Converting capitals to ‘sentence case’
To convert block capitals into ‘sentence case’, where only the first word in the sentence is capitalized, consider using the uppercase to human box.
Add the uppercase to human box
This will turn this input: THESE ARE LOUD NOISES. VERY LOUD NOISES.
into this output: These are loud noises. Very loud noises.
Converting to lowercase
To convert block capitals into all lowercase, consider using the lowercase box.
Add the lowercase box
This will turn this input: THESE ARE LOUD NOISES. VERY LOUD NOISES.
into this output: these are loud noises. very loud noises.
Spellcheck
You can use the spellcheck box to check for misspelled words and provide suggestions for how to correct the spelling.
Add the spellcheck box
Select the column where your input values should come from
Select the language in which your values are in
You can optionally choose to not spellcheck words shorter than a certain character length

Dealing with invalid GTINs
Most export channels require each product to have a valid identifier, and this is often a GTIN. You can use the filter GTINs box to detect and delete values that are not valid GTINs.
Add the filter GTINs box
Select one of the advanced behavior options - these will try and manipulate your data into valid GTINs before performing a final check if they are valid
Fill up to 14 digits: add one or more leading zeroes until the value reaches 14 digits
Fill up to 13 digits: add one or more leading zeroes until the value reaches 13 digits
Trim leading zeroes: remove all zeroes from the beginning of the value
Leave unchanged: the original value is kept
Decoding HTML and removing HTML tags
On occasion, you may have HTML tags or encoded information in your feed that you wish to decode and display in human-readable text.
Fixing and decoding HTML
If you have broken or encoded HTML, you can convert this to ‘normal’ characters using the fix and decode HTML box.
Add the fix and decode the HTML box.
When using this box, for example, you can turn
Input:
Fuß, Apple &, Banana
into
Output:
Fuß, Apple & Banana
Fix and decode base64
If you have broken or encoded base64 tags, you can convert them to ‘normal’ characters using the fix and decode base64 box.
Add the fix and decode base64 box.
Removing HTML tags
You can remove any leftover HTML tags from your data using the remove HTML tags box.
Add the remove HTML tags box.
When using this box, for example, you can turn
Input:
<h4 class="text">Power Smoothie - start the day with a smoothie.</h4><br/>
into
Output:
Power Smoothie - start the day with a smoothie.
Removing UTF-8 control characters
If your data contains UTF-8 control characters that you wish to remove, consider using the remove UTF-8 control characters box.
Add the remove UTF-8 control characters box.
Note
Should not all broken control characters be removed using the above box, you could also use the following regular expression in the preg replace box to remove them:
/[\x{0080}-\x{009F}]+/u
Detecting and extracting information from a column
It may be the case that information such as the brand or color of a product is only available within another column, such as the description of your products. If you wish to isolate this information and use it in another column, you can do so using the following boxes.
Detecting brands
To detect brands and extract them to another column, you can use the detect brand box.
Add the detect brand box.
Input the column in which the brand information is contained.
Choose the output method: whether you want to append, prepend, replace, or assign the brand you have detected.
Select what should occur if there is no match.
As an example, you may wish to extract the brand from the description column and append it to the title column.
Description | title |
---|---|
Nike PRE Montreal Racer Trainers grey upper material: leather and textile, internal material: textile, sole: high-quality synthetics, cover sole: textile Size: 30-36 | Sportswear PRE Montreal Racer Trainers |
After applying the box to the title column according to the screenshot below, your title would look like this:
Sportswear PRE Montreal Racer Trainers Nike

Detecting colors
To detect colors and extract them to another column, you can use the detect color box.
Add the detect color box.
Input the column in which the brand information is contained.
Choose the output method: whether you want to append, prepend, replace, or assign the color you have detected.
Select which language your colors are in.
Select what should occur if there is no match.

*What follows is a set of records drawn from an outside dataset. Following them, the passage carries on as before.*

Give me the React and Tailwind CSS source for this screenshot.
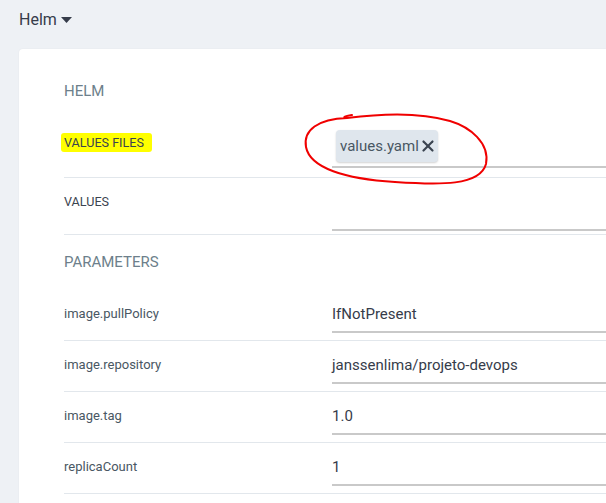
import { X } from "lucide-react";

const params = [
  { key: "image.pullPolicy", value: "IfNotPresent" },
  { key: "image.repository", value: "janssenlima/projeto-devops" },
  { key: "image.tag", value: "1.0" },
  { key: "replicaCount", value: "1" },
];

function ParamRow({ name, value }) {
  return (
    <div className="flex h-[51px] border-b border-[#e2e7ec]">
      <div className="w-[268px] shrink-0 pt-[16px] text-[13px] leading-[16px] text-[#495763]">
        {name}
      </div>
      <div className="flex-1 pt-[14px]">
        <div className="border-b-2 border-[#c9c9c9] pb-[7px] text-[15px] leading-[20px] text-[#363c4a]">
          {value}
        </div>
      </div>
    </div>
  );
}

export default function App() {
  return (
    <div
      className="relative h-[503px] w-[606px] overflow-hidden bg-[#eef1f5]"
      style={{ fontFamily: "Roboto, 'Liberation Sans', sans-serif" }}
    >
      {/* header */}
      <div className="flex h-[49px] items-start pl-[19px] pt-[10px]">
        <span className="text-[16px] leading-[20px] text-[#363c4a]">Helm</span>
        <svg width="11" height="6" viewBox="0 0 11 6" className="ml-[4px] mt-[7px]">
          <path d="M0 0 L11 0 L5.5 6 Z" fill="#363c4a" />
        </svg>
      </div>

      {/* card */}
      <div className="ml-[19px] h-[460px] rounded-tl-[4px] bg-white pl-[45px] pt-[32px] shadow-[0_0_2px_rgba(0,0,0,0.06)]">
        <div className="h-[20px] text-[15px] leading-[20px] text-[#6d7f8b]">HELM</div>

        {/* values files */}
        <div className="flex h-[77px] border-b border-[#e2e7ec]">
          <div className="w-[268px] shrink-0 pt-[34px] text-[12.6px] leading-[16px] text-[#3b4450]">
            <span className="-ml-[3px] rounded-[3px] bg-[#ffff00] py-[2px] pl-[3px] pr-[8px]">VALUES FILES</span>
          </div>
          <div className="flex-1 pt-[29px]">
            <div className="border-b-2 border-[#c9c9c9] pb-[4px] pl-[4px]">
              <div className="inline-flex h-[32px] items-center rounded-[4px] bg-[#dfe6ed] pl-[4px] pr-[1px] text-[15px] text-[#495763] shadow-[0_1px_2px_rgba(0,0,0,0.18)]">
                values.yaml
                <X size={18} strokeWidth={2.2} absoluteStrokeWidth className="text-[#3b4450]" />
              </div>
            </div>
          </div>
        </div>

        {/* values */}
        <div className="flex h-[57px] border-b border-[#e2e7ec]">
          <div className="w-[268px] shrink-0 pt-[16px] text-[12.6px] leading-[16px] text-[#3b4450]">VALUES</div>
          <div className="flex-1 pt-[14px]">
            <div className="h-[39px] border-b-2 border-[#c9c9c9]" />
          </div>
        </div>

        <div className="pb-[18px] pt-[17px] text-[15px] leading-[20px] text-[#6d7f8b]">PARAMETERS</div>

        {params.map((p) => (
          <ParamRow key={p.key} name={p.key} value={p.value} />
        ))}
      </div>

      {/* red hand-drawn annotation */}
      <svg className="pointer-events-none absolute inset-0" width="606" height="503">
        <path
          d="M352 115 C 344 116, 342 118, 347 118 C 318 119, 303 130, 306 147 C 310 168, 345 179, 395 182 C 440 185, 480 186, 486 164 C 490 143, 470 127, 450 121 C 420 112, 385 113, 347 118"
          fill="none"
          stroke="#f00000"
          strokeWidth="2"
          strokeLinecap="round"
        />
      </svg>
    </div>
  );
}
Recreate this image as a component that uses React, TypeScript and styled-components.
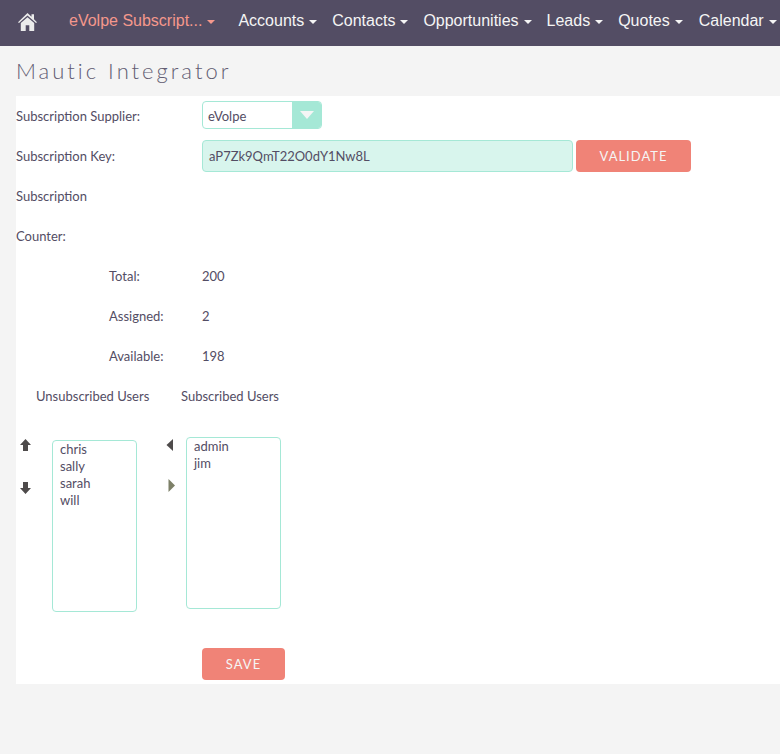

Detecting and extracting values based on a custom list
You can also detect and extract custom values and not necessarily brand or color. To do this, you first have to upload a custom list of values that you wish to extract.
Add a Standard Inclusion/Exclusion list with your custom values to extract.
Add the detect and extract value box.
Define the input column in which your information is contained.
Select the detection list which you previously uploaded.
Choose the mode, whether you want to append, prepend, replace, or assign the color you have detected.
Select the match type which defines where and how the values from your list should be matched.
Select which case you want to match the values in your list: sensitive or insensitive.
Select what should occur if there is no match.